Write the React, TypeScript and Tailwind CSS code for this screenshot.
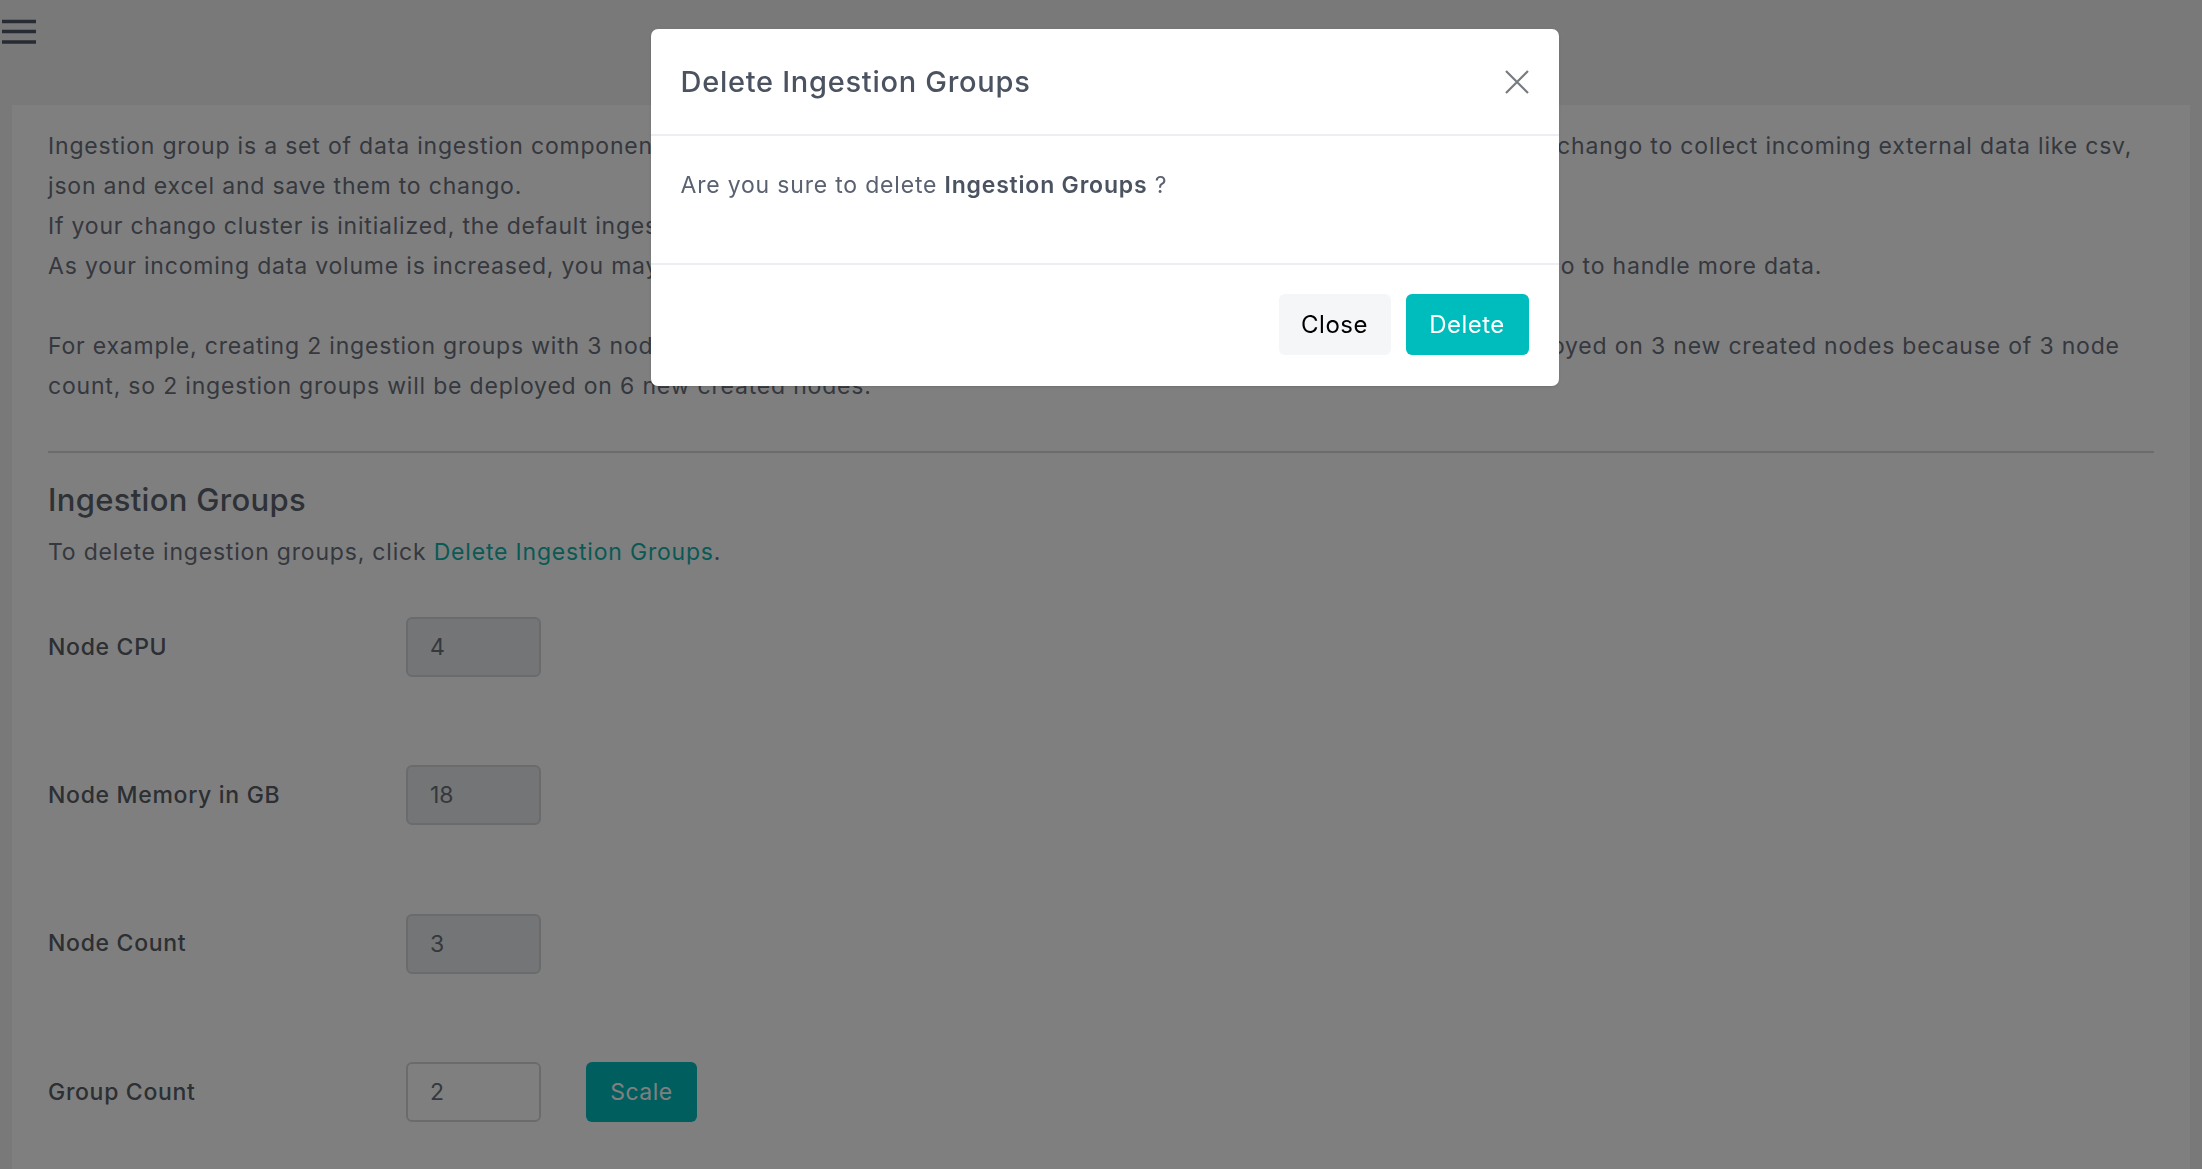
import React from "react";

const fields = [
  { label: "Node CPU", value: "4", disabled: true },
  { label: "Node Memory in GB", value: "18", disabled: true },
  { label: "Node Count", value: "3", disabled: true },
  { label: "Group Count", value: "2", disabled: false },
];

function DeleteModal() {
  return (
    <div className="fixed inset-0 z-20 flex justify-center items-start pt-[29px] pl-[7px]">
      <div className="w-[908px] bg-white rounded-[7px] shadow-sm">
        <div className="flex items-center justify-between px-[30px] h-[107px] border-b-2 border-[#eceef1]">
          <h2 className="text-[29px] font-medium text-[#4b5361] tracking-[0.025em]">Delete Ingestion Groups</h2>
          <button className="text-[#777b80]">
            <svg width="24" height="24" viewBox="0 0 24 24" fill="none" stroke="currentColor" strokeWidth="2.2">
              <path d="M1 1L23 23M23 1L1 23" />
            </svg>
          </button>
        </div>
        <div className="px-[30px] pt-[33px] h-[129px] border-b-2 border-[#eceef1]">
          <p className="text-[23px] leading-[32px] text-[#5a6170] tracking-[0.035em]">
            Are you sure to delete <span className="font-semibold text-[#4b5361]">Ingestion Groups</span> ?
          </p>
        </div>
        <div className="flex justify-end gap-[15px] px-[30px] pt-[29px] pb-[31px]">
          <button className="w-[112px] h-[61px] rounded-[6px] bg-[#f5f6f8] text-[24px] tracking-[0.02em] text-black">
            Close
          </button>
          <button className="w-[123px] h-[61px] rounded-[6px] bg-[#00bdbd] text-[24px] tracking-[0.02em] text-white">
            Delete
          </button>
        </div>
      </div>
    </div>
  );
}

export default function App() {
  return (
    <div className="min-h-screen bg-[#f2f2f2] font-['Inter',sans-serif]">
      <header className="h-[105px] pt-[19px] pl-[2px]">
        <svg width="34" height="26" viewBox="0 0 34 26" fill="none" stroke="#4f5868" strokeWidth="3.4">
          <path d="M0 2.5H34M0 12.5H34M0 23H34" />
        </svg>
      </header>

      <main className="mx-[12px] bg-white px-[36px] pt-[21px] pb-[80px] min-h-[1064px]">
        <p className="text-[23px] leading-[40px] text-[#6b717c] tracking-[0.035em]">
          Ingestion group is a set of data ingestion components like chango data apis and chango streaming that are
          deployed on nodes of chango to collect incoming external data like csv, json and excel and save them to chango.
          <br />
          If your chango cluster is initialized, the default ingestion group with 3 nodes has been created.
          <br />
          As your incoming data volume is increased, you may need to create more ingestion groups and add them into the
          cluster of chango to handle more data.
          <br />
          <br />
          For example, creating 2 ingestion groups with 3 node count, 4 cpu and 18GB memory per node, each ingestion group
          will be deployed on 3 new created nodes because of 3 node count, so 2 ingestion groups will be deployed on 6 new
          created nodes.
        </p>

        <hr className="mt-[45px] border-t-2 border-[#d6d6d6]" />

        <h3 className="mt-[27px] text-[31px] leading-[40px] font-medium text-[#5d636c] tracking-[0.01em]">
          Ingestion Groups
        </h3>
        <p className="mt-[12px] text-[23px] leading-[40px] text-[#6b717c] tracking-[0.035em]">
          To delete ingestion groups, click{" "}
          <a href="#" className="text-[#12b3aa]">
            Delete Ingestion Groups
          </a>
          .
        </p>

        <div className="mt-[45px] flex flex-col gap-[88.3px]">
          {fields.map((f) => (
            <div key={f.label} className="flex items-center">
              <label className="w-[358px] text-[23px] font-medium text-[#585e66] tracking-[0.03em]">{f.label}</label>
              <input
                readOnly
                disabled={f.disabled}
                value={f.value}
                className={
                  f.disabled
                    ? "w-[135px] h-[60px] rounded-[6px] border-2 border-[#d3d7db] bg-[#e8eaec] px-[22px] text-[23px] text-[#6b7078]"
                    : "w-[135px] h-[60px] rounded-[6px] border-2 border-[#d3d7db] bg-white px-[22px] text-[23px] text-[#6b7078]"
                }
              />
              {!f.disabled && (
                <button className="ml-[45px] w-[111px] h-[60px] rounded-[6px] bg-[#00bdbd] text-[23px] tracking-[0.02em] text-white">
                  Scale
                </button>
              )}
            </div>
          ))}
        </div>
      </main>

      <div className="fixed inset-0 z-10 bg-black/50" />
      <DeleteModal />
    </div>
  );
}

------------------------------------------------

▸ **TASK DIRECTIONS**
Using the material above, return every line exactly as it appears, minus the pictures.

▸ **OUTPUT FOR THIS EXERCISE**
Write the React, TypeScript and Tailwind CSS code for this screenshot.
import React from "react";

const fields = [
  { label: "Node CPU", value: "4", disabled: true },
  { label: "Node Memory in GB", value: "18", disabled: true },
  { label: "Node Count", value: "3", disabled: true },
  { label: "Group Count", value: "2", disabled: false },
];

function DeleteModal() {
  return (
    <div className="fixed inset-0 z-20 flex justify-center items-start pt-[29px] pl-[7px]">
      <div className="w-[908px] bg-white rounded-[7px] shadow-sm">
        <div className="flex items-center justify-between px-[30px] h-[107px] border-b-2 border-[#eceef1]">
          <h2 className="text-[29px] font-medium text-[#4b5361] tracking-[0.025em]">Delete Ingestion Groups</h2>
          <button className="text-[#777b80]">
            <svg width="24" height="24" viewBox="0 0 24 24" fill="none" stroke="currentColor" strokeWidth="2.2">
              <path d="M1 1L23 23M23 1L1 23" />
            </svg>
          </button>
        </div>
        <div className="px-[30px] pt-[33px] h-[129px] border-b-2 border-[#eceef1]">
          <p className="text-[23px] leading-[32px] text-[#5a6170] tracking-[0.035em]">
            Are you sure to delete <span className="font-semibold text-[#4b5361]">Ingestion Groups</span> ?
          </p>
        </div>
        <div className="flex justify-end gap-[15px] px-[30px] pt-[29px] pb-[31px]">
          <button className="w-[112px] h-[61px] rounded-[6px] bg-[#f5f6f8] text-[24px] tracking-[0.02em] text-black">
            Close
          </button>
          <button className="w-[123px] h-[61px] rounded-[6px] bg-[#00bdbd] text-[24px] tracking-[0.02em] text-white">
            Delete
          </button>
        </div>
      </div>
    </div>
  );
}

export default function App() {
  return (
    <div className="min-h-screen bg-[#f2f2f2] font-['Inter',sans-serif]">
      <header className="h-[105px] pt-[19px] pl-[2px]">
        <svg width="34" height="26" viewBox="0 0 34 26" fill="none" stroke="#4f5868" strokeWidth="3.4">
          <path d="M0 2.5H34M0 12.5H34M0 23H34" />
        </svg>
      </header>

      <main className="mx-[12px] bg-white px-[36px] pt-[21px] pb-[80px] min-h-[1064px]">
        <p className="text-[23px] leading-[40px] text-[#6b717c] tracking-[0.035em]">
          Ingestion group is a set of data ingestion components like chango data apis and chango streaming that are
          deployed on nodes of chango to collect incoming external data like csv, json and excel and save them to chango.
          <br />
          If your chango cluster is initialized, the default ingestion group with 3 nodes has been created.
          <br />
          As your incoming data volume is increased, you may need to create more ingestion groups and add them into the
          cluster of chango to handle more data.
          <br />
          <br />
          For example, creating 2 ingestion groups with 3 node count, 4 cpu and 18GB memory per node, each ingestion group
          will be deployed on 3 new created nodes because of 3 node count, so 2 ingestion groups will be deployed on 6 new
          created nodes.
        </p>

        <hr className="mt-[45px] border-t-2 border-[#d6d6d6]" />

        <h3 className="mt-[27px] text-[31px] leading-[40px] font-medium text-[#5d636c] tracking-[0.01em]">
          Ingestion Groups
        </h3>
        <p className="mt-[12px] text-[23px] leading-[40px] text-[#6b717c] tracking-[0.035em]">
          To delete ingestion groups, click{" "}
          <a href="#" className="text-[#12b3aa]">
            Delete Ingestion Groups
          </a>
          .
        </p>

        <div className="mt-[45px] flex flex-col gap-[88.3px]">
          {fields.map((f) => (
            <div key={f.label} className="flex items-center">
              <label className="w-[358px] text-[23px] font-medium text-[#585e66] tracking-[0.03em]">{f.label}</label>
              <input
                readOnly
                disabled={f.disabled}
                value={f.value}
                className={
                  f.disabled
                    ? "w-[135px] h-[60px] rounded-[6px] border-2 border-[#d3d7db] bg-[#e8eaec] px-[22px] text-[23px] text-[#6b7078]"
                    : "w-[135px] h-[60px] rounded-[6px] border-2 border-[#d3d7db] bg-white px-[22px] text-[23px] text-[#6b7078]"
                }
              />
              {!f.disabled && (
                <button className="ml-[45px] w-[111px] h-[60px] rounded-[6px] bg-[#00bdbd] text-[23px] tracking-[0.02em] text-white">
                  Scale
                </button>
              )}
            </div>
          ))}
        </div>
      </main>

      <div className="fixed inset-0 z-10 bg-black/50" />
      <DeleteModal />
    </div>
  );
}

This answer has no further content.